Just as one might expect a higher level of transparency for projects posing greater environmental risk, EDC’s use of the Canada Account (see table above) would also seem to demand greater due diligence and public accountability. The Canada Account is used to finance projects that are high risk, often controversial, and involve large sums of money. Through it, EDC has, for example, provided close to $5 billion for eight Candu nuclear reactors and $86 million for the Yacreta Dam in Argentina. Justified as being in the “National Interest”, it ultimately puts Canadian taxpayer money at risk, since the financing is guaranteed by the government. Yet the Canadian public and Parliament often only know about these projects once deals have been signed. Furthermore, no EIA has ever been made publicly available for Canada Account -funded Category A projects. The last Canada Account Report came out in 2002.

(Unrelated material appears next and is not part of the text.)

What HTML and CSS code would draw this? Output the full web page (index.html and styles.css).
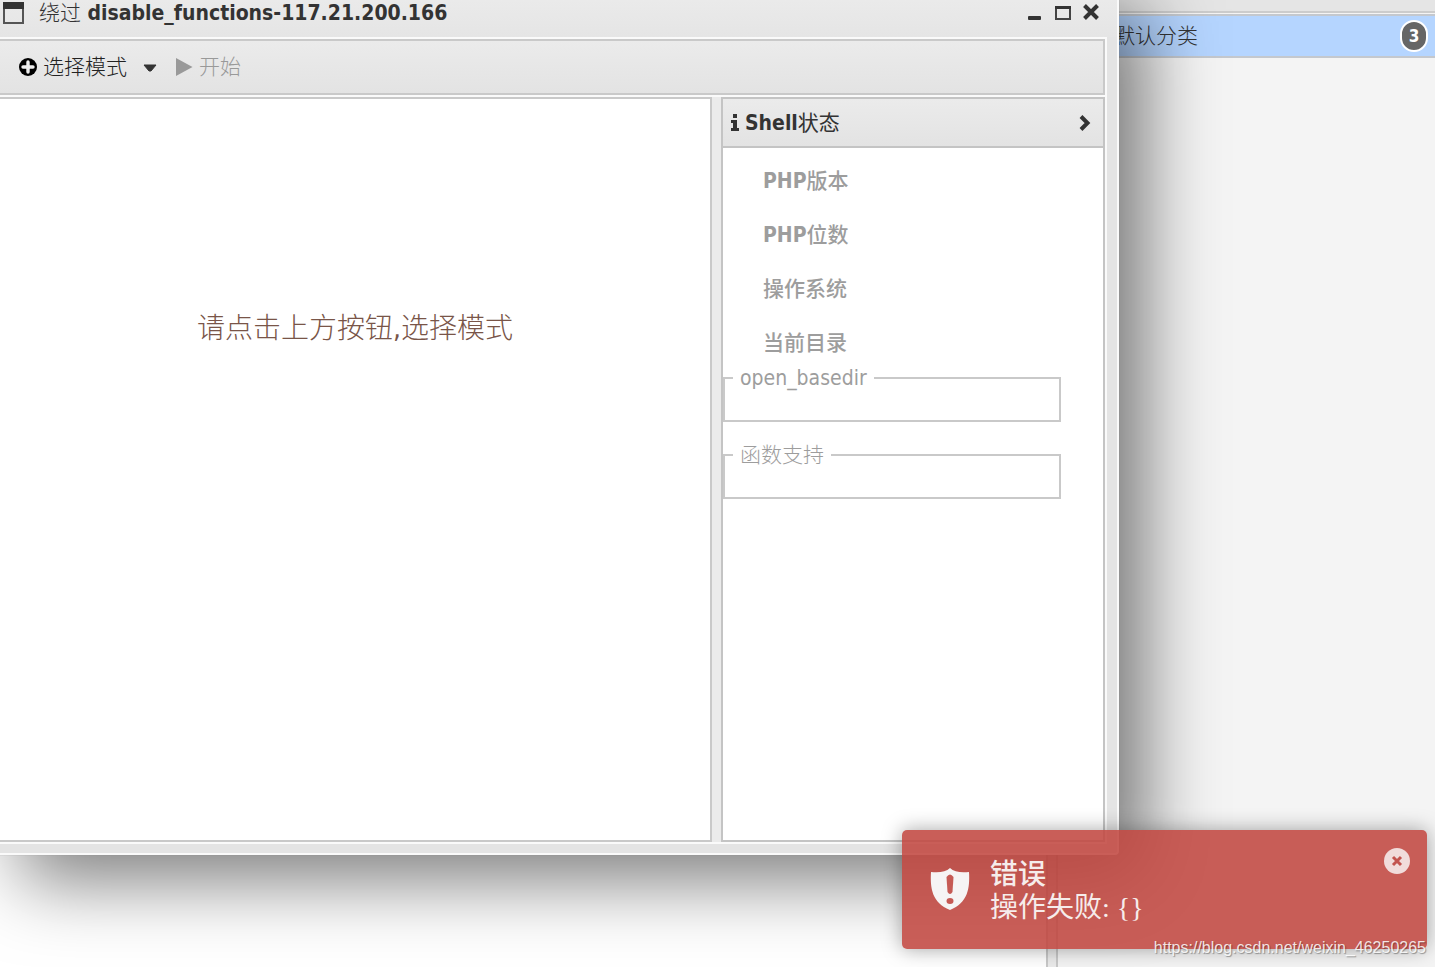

This lack of disclosure is especially disturbing when one considers how EDC policies can encourage riskier projects. For example, EDC employees annually receive a bonus based on the volume of transactions that they sign. This creates a perverse incentive in favour of pushing larger projects, despite the fact that they have the potential to be a source of greater environmental risks.

Policy Recommendation
The Canada Account should be subject to higher standards of transparency and much greater parliamentary and public scrutiny than is currently the case. As a first step toward enhancing its accountability to the public, for projects with potential significant adverse environmental impacts (Category A) and especially those being funded through the Canada Account, EDC should require companies to disclose project details at least 120 days prior to board consideration. Environmental and social impact assessments for Category A and Canada Account project should be made available at EDC offices in the region and on the internet a minimum of 60 days prior to board consideration.